Ports used for discovering and synchronizing with cache peers.

Step 4 - Configure the Load Balancer

Configure the load balancer, according to the vendor or supplier instructions. Procedures vary, but at a minimum you will identify the Hyperic Server nodes in the cluster and the failover behavior.

  1. Identify the Hyperic Server nodes in the cluster.

  2. Configure the load balancer to check the nodeStatus.hqu URL every 10 seconds.  For example, in a 2-node cluster, if the the IP addresses of the nodes are 10.0.0.1 and 10.0.0.2, configure the load balancer to check these URLs every 10 seconds:

    • http://hqadmin:hqadmin@10.0.0.1:7080/hqu/health/status/nodeStatus.hqu
    • http://hqadmin:hqadmin@10.0.0.2:7080/hqu/health/status/nodeStatus.hqu
  3. Configure the load balancer to direct all traffic to the node whose status is master=true.

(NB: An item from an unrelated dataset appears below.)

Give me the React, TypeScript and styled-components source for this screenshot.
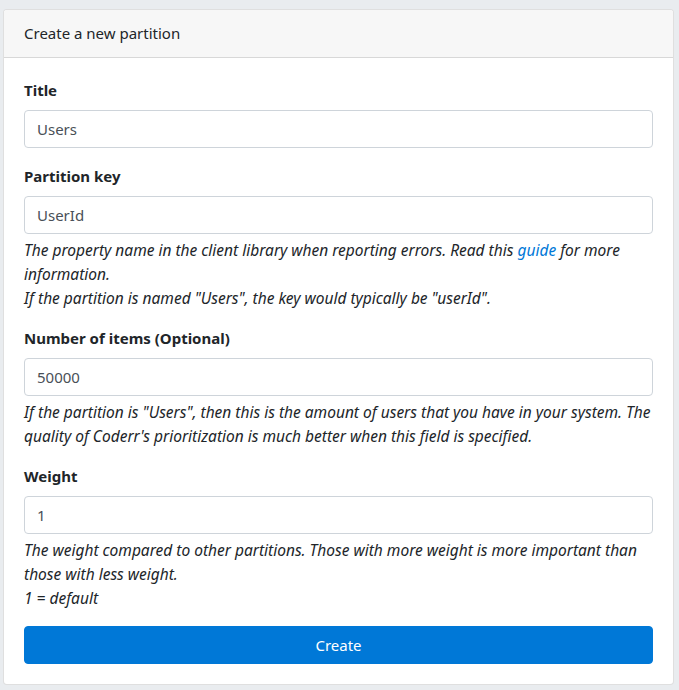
import React from "react";
import styled, { createGlobalStyle } from "styled-components";

const Global = createGlobalStyle`
  html, body { margin: 0; padding: 0; background: #e9ecef; }
  body {
    font-family: "Segoe UI", "Noto Sans", "Open Sans", sans-serif;
    font-size: 16px;
    line-height: 24px;
    color: #212529;
  }
  * { box-sizing: border-box; }
`;

const Page = styled.div`
  padding: 9px 5px 5px 3px;
`;

const Card = styled.div`
  background: #fff;
  border: 1px solid rgba(0, 0, 0, 0.125);
  border-radius: 4px;
  overflow: hidden;
`;

const CardHeader = styled.div`
  background: #f7f7f7;
  border-bottom: 1px solid rgba(0, 0, 0, 0.125);
  padding: 12px 20px;
  font-size: 15px;
  line-height: 23px;
`;

const CardBody = styled.form`
  padding: 20px;
  display: flex;
  flex-direction: column;
`;

const Group = styled.div`
  display: flex;
  flex-direction: column;
  margin-bottom: 16px;
`;

const Label = styled.label`
  font-weight: 700;
  font-size: 15px;
  line-height: 24px;
  margin-bottom: 8px;
`;

const Input = styled.input`
  height: 38px;
  padding: 6px 12px;
  font: inherit;
  font-size: 15px;
  color: #495057;
  border: 1px solid #ced4da;
  border-radius: 4px;
  background: #fff;
  outline: none;
`;

const Help = styled.small`
  display: block;
  margin-top: 4px;
  font-size: 15.5px;
  font-style: italic;
  line-height: 24px;
  color: #212529;
`;

const Link = styled.a`
  color: #0078d7;
  text-decoration: none;
`;

const Button = styled.button`
  height: 38px;
  border: 1px solid #0078d7;
  background: #0078d7;
  color: #fff;
  border-radius: 4px;
  font: inherit;
  font-size: 15px;
  cursor: pointer;
`;

export default function App() {
  return (
    <>
      <Global />
      <Page>
        <Card>
          <CardHeader>Create a new partition</CardHeader>
          <CardBody onSubmit={(e) => e.preventDefault()}>
            <Group>
              <Label>Title</Label>
              <Input defaultValue="Users" />
            </Group>
            <Group>
              <Label>Partition key</Label>
              <Input defaultValue="UserId" />
              <Help>
                The property name in the client library when reporting errors. Read this{" "}
                <Link href="#">guide</Link> for more information.
                <br />
                If the partition is named "Users", the key would typically be "userId".
              </Help>
            </Group>
            <Group>
              <Label>Number of items (Optional)</Label>
              <Input defaultValue="50000" />
              <Help>
                If the partition is "Users", then this is the amount of users that you have in your
                system. The quality of Coderr's prioritization is much better when this field is
                specified.
              </Help>
            </Group>
            <Group>
              <Label>Weight</Label>
              <Input defaultValue="1" />
              <Help>
                The weight compared to other partitions. Those with more weight is more important
                than those with less weight.
                <br />1 = default
              </Help>
            </Group>
            <Button type="submit">Create</Button>
          </CardBody>
        </Card>
      </Page>
    </>
  );
}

Step 5 - Configure Agents to Communicate with Hyperic Server Cluster

The Hyperic Agents in your environment communicate with the Hyperic Server cluster through the load balancer. When you startup a newly installed agent, either supply the load balancer listen address and port interactively, or specify the connection information in agent.properties.

For existing agents, you can run hq-agent.sh setup, to force the setup dialog.

Step 6 - Start the Nodes

Start the Hyperic Servers.

Troubleshooting a Failover Configuration

This section describes the most common sources of problems the failover configuration.

  • Multicast blocking ---T he cluster detection and cache peer detection relies on multicast. Make sure your router isn't blocking multicast packets; otherwise the Hyperic cluster will fail to initialize properly. It's also common for virtualization technologies like VMware and Xen to not enable multicast by default.

  • Don't register agents using the loopback address — If you install an Hyperic Agent on the same machine as a Hyperic Server node, when you specify the IP address the server should use to contact the agent, don't specify loopback address (127.0.0.1).

  • Alerts that were currently firing or in escalation were "lost" — A failover to another cluster node occurred in the middle of the alerts being fired or escalated. The alert state could be lost.